**Provided data**

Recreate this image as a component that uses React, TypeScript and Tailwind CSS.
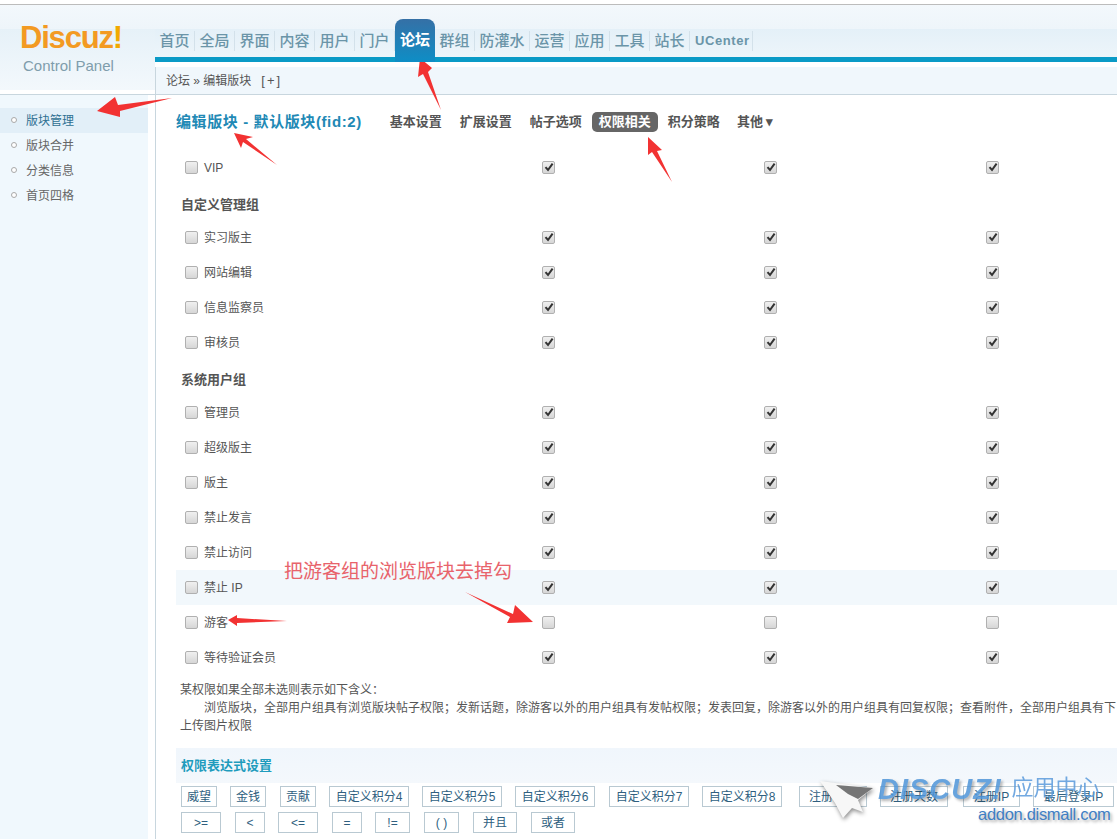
const navItems = [
  { label: "首页", width: "w-10" },
  { label: "全局", width: "w-10" },
  { label: "界面", width: "w-10" },
  { label: "内容", width: "w-10" },
  { label: "用户", width: "w-10" },
  { label: "门户", width: "w-10" },
  { label: "论坛", width: "w-10", active: true },
  { label: "群组", width: "w-10" },
  { label: "防灌水", width: "w-[55px]" },
  { label: "运营", width: "w-10" },
  { label: "应用", width: "w-10" },
  { label: "工具", width: "w-10" },
  { label: "站长", width: "w-10" },
];

const sideItems = ["版块管理", "版块合并", "分类信息", "首页四格"];

const tabs = [
  { label: "基本设置", className: "ml-[28px]" },
  { label: "扩展设置", className: "ml-[18px]" },
  { label: "帖子选项", className: "ml-[18px]" },
  { label: "权限相关", className: "ml-[10px] bg-[#666] text-white rounded-[5px] px-[7px]" },
  { label: "积分策略", className: "ml-[10px]" },
  { label: "其他 ▾", className: "ml-[17px]" },
];

type Row =
  | { title: string }
  | { name: string; off?: boolean; tint?: boolean };

const rows: Row[] = [
  { name: "VIP" },
  { title: "自定义管理组" },
  { name: "实习版主" },
  { name: "网站编辑" },
  { name: "信息监察员" },
  { name: "审核员" },
  { title: "系统用户组" },
  { name: "管理员" },
  { name: "超级版主" },
  { name: "版主" },
  { name: "禁止发言" },
  { name: "禁止访问" },
  { name: "禁止 IP", tint: true },
  { name: "游客", off: true },
  { name: "等待验证会员" },
];

const exprRow1 = [
  { label: "威望", className: "w-[36px]" },
  { label: "金钱", className: "w-[36px] ml-[13px]" },
  { label: "贡献", className: "w-[36px] ml-[14px]" },
  { label: "自定义积分4", className: "w-[80px] ml-[13px]" },
  { label: "自定义积分5", className: "w-[80px] ml-[13px]" },
  { label: "自定义积分6", className: "w-[80px] ml-[13px]" },
  { label: "自定义积分7", className: "w-[80px] ml-[14px]" },
  { label: "自定义积分8", className: "w-[80px] ml-[13px]" },
  { label: "注册时间", className: "w-[68px] ml-[17px]" },
  { label: "注册天数", className: "w-[68px] ml-[13px]" },
  { label: "注册IP", className: "w-[57px] ml-[15px]" },
  { label: "最后登录IP", className: "w-[81px] ml-[13px]" },
];

const exprRow2 = [
  { label: ">=", className: "w-[40px]" },
  { label: "<", className: "w-[30px] ml-[14px]" },
  { label: "<=", className: "w-[40px] ml-[13px]" },
  { label: "=", className: "w-[30px] ml-[14px]" },
  { label: "!=", className: "w-[35px] ml-[13px]" },
  { label: "( )", className: "w-[35px] ml-[14px]" },
  { label: "并且", className: "w-[44px] ml-[14px]" },
  { label: "或者", className: "w-[44px] ml-[14px]" },
];

const CheckBox = ({ checked }: { checked: boolean }) => (
  <span className="flex h-[13px] w-[13px] items-center justify-center rounded-[2px] border border-[#b0b0b0] bg-[linear-gradient(#f0f0f0,#d6d6d6)]">
    {checked && (
      <svg width="10" height="10" viewBox="0 0 10 10">
        <path d="M1.5 5.2 L4 8 L8.6 1.6" fill="none" stroke="#333" strokeWidth="2" />
      </svg>
    )}
  </span>
);

const ExprButton = ({ label, className }: { label: string; className: string }) => (
  <span
    className={`flex h-[21px] items-center justify-center border border-[#b9c9d2] bg-white text-[#2f5f7f] ${className}`}
  >
    {label}
  </span>
);

const Overlay = () => (
  <svg
    className="pointer-events-none absolute left-0 top-0"
    width="1117"
    height="839"
    viewBox="0 0 1117 839"
  >
    <g fill="#f23232">
      <polygon points="172,98 118,105 115,97 97,111 120,117 120,111" />
      <polygon points="277,165 246,139 253,137 234,133 241,148 243,142" />
      <polygon points="441,110 428,72 432,68 420,58 418,77 423,74" />
      <polygon points="672,182 657,151 662,150 648,137 648,155 652,152" />
      <polygon points="465,592 513,614 515,605 533,622 507,623 510,617" />
      <polygon points="287,621 237,618 237,615 228,620 237,626 237,623" />
    </g>
    {/* watermark plane */}
    <g className="drop-shadow-[1px_2px_2px_rgba(0,0,0,0.45)]">
      <polygon points="820,781 873,788 858,800 863,812 852,808 843,818 835,803" fill="#f7f7f7" />
      <polygon points="836,785 873,788 858,799 848,794" fill="#555" opacity="0.8" />
    </g>
  </svg>
);

const Watermark = () => (
  <div className="pointer-events-none absolute left-[878px] top-[777px] w-[235px]">
    <div className="flex h-[26px] items-center">
      <span className="font-['Liberation_Sans'] text-[29px] font-bold italic tracking-[1px] text-[#4f95d8] opacity-85 [text-shadow:2px_2px_3px_rgba(0,0,0,0.35)]">
        DISCUZ!
      </span>
      <span className="ml-[9px] -mt-[4px] text-[22px] leading-none text-[#5b9bdc] opacity-85">应用中心</span>
    </div>
    <div className="ml-[100px] mt-[1px] whitespace-nowrap font-['Liberation_Sans'] text-[16.5px] leading-[20px] tracking-[-0.3px] text-[#3f7fc4] [text-shadow:2px_2px_3px_rgba(0,0,0,0.35)]">
      addon.dismall.com
    </div>
  </div>
);

export default function App() {
  return (
    <div className="relative h-[839px] w-[1117px] overflow-hidden bg-white font-['Liberation_Sans','Noto_Sans_CJK_SC',sans-serif] text-[12px] text-[#555]">
      <div className="h-[5px] border-b border-[#bcbcbc]" />

      {/* header */}
      <div className="flex h-[90px] border-b border-[#c8d6de]">
        <div className="h-[85px] w-[155px] shrink-0 bg-[linear-gradient(#f3f8fc,#eef5fa_24px,#e6f1f8_24px,#f3f8fc)] pl-[20px] pt-[15px]">
          <div className="font-['Liberation_Sans'] text-[31px] font-bold leading-[36px] tracking-[-1.2px] text-[#f39a22]">
            Discuz<span className="text-[#f2a900]">!</span>
          </div>
          <div className="ml-[3px] mt-[1px] font-['Liberation_Sans'] text-[15px] leading-[17px] text-[#7f9dac]">
            Control Panel
          </div>
        </div>
        <div className="min-w-0 flex-1">
          <div className="flex h-[52px] items-end bg-[linear-gradient(#f3f8fc,#eef5fa_24px,#e4f0f8_24px,#edf5fa)]">
            {navItems.map((item) =>
              item.active ? (
                <div
                  key={item.label}
                  className="relative z-10 -mb-[5px] flex h-[43px] w-10 items-center justify-center rounded-t-[8px] bg-[linear-gradient(#3570a6,#0e8ec6)] pb-[1px] text-[15px] font-bold text-white"
                >
                  {item.label}
                </div>
              ) : (
                <div key={item.label} className={`flex h-[38px] items-center justify-center pt-[6px] ${item.width}`}>
                  <span className="w-full border-r border-[#d3e1ea] text-center text-[15px] font-medium leading-[20px] text-[#6b95a8]">
                    {item.label}
                  </span>
                </div>
              ),
            )}
            <div className="flex h-[38px] items-center pl-[5px] pt-[5px]">
              <span className="border-r border-[#d3e1ea] pr-[2px] font-['Liberation_Sans'] text-[13px] font-bold leading-[20px] tracking-[0.6px] text-[#6b95a8]">
                UCenter
              </span>
            </div>
          </div>
          <div className="h-[5px] bg-[#0a9ac6]" />
          <div className="mt-[5px] flex h-[27px] items-center border-l border-[#c8d6de] bg-[#f0f7fc] pl-[10px] text-[#555]">
            论坛 » 编辑版块
            <span className="ml-[10px] text-[13px] tracking-[2px]">[+]</span>
          </div>
        </div>
      </div>

      {/* body */}
      <div className="flex h-[744px]">
        <div className="w-[155px] shrink-0">
          <div className="h-full w-[148px] bg-[#f0f8fd] pt-[14px]">
            {sideItems.map((item, i) => (
              <div
                key={item}
                className={`flex h-[25px] items-center pl-[11px] ${i === 0 ? "-mt-px bg-[#e2eff8] text-[#2f6f92]" : "text-[#666]"}`}
              >
                <span className="mb-[2px] h-[6px] w-[6px] rounded-full border border-[#a9a9a9] bg-white" />
                <span className="ml-[9px]">{item}</span>
              </div>
            ))}
          </div>
        </div>

        <div className="min-w-0 flex-1 border-l border-[#c8d6de] pl-5 pt-[17px]">
          <div className="flex h-[20px] items-center whitespace-nowrap text-[13px] font-bold">
            <span className="text-[15px] tracking-[0.6px] text-[#2189b5]">编辑版块 - 默认版块(fid:2)</span>
            {tabs.map((tab) => (
              <span key={tab.label} className={`flex h-[20px] items-center ${tab.className}`}>
                {tab.label}
              </span>
            ))}
          </div>

          <div className="mt-[18px] w-[1100px]">
            {rows.map((row) =>
              "title" in row ? (
                <div key={row.title} className="flex h-[35px] items-center pl-[5px] pt-1 text-[13px] font-bold text-[#555]">
                  {row.title}
                </div>
              ) : (
                <div
                  key={row.name}
                  className={`grid h-[35px] grid-cols-[366px_222px_222px_222px] items-center pb-[1px] ${row.tint ? "bg-[#f2f8fc]" : ""}`}
                >
                  <div className="flex items-center pl-[9px]">
                    <CheckBox checked={false} />
                    <span className="ml-[6px] mt-[2px]">{row.name}</span>
                  </div>
                  {[0, 1, 2].map((col) => (
                    <div key={col}>
                      <CheckBox checked={!row.off} />
                    </div>
                  ))}
                </div>
              ),
            )}
          </div>

          <div className="mt-[6px] w-[1100px] whitespace-nowrap pl-[4px] leading-[18px]">
            <div>某权限如果全部未选则表示如下含义：</div>
            <div className="pl-[24px]">
              浏览版块，全部用户组具有浏览版块帖子权限；发新话题，除游客以外的用户组具有发帖权限；发表回复，除游客以外的用户组具有回复权限；查看附件，全部用户组具有下
            </div>
            <div>上传图片权限</div>
          </div>

          <div className="mt-[13px] flex h-[35px] w-[1100px] items-center bg-[linear-gradient(#f0f6fc,#f4f8fc)] pl-[5px] pt-px text-[13px] font-bold text-[#1f9cbd]">
            权限表达式设置
          </div>
          <div className="mt-[3px] flex w-[1100px] pl-[5px] whitespace-nowrap">
            {exprRow1.map((b) => (
              <ExprButton key={b.label} label={b.label} className={b.className} />
            ))}
          </div>
          <div className="mt-[5px] flex w-[1100px] pl-[5px]">
            {exprRow2.map((b) => (
              <ExprButton key={b.label} label={b.label} className={b.className} />
            ))}
          </div>
        </div>
      </div>

      <div className="absolute left-[284px] top-[558px] text-[19px] leading-[28px] text-[#e8636b]">
        把游客组的浏览版块去掉勾
      </div>
      <Overlay />
      <Watermark />
    </div>
  );
}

**What you will do**
Reproduce the data above word for word from its first line through the line that holds "string; off?: boolean;", both ends included; skip pictures.

**Task solution**
Recreate this image as a component that uses React, TypeScript and Tailwind CSS.
const navItems = [
  { label: "首页", width: "w-10" },
  { label: "全局", width: "w-10" },
  { label: "界面", width: "w-10" },
  { label: "内容", width: "w-10" },
  { label: "用户", width: "w-10" },
  { label: "门户", width: "w-10" },
  { label: "论坛", width: "w-10", active: true },
  { label: "群组", width: "w-10" },
  { label: "防灌水", width: "w-[55px]" },
  { label: "运营", width: "w-10" },
  { label: "应用", width: "w-10" },
  { label: "工具", width: "w-10" },
  { label: "站长", width: "w-10" },
];

const sideItems = ["版块管理", "版块合并", "分类信息", "首页四格"];

const tabs = [
  { label: "基本设置", className: "ml-[28px]" },
  { label: "扩展设置", className: "ml-[18px]" },
  { label: "帖子选项", className: "ml-[18px]" },
  { label: "权限相关", className: "ml-[10px] bg-[#666] text-white rounded-[5px] px-[7px]" },
  { label: "积分策略", className: "ml-[10px]" },
  { label: "其他 ▾", className: "ml-[17px]" },
];

type Row =
  | { title: string }
  | { name: string; off?: boolean; tint?: boolean };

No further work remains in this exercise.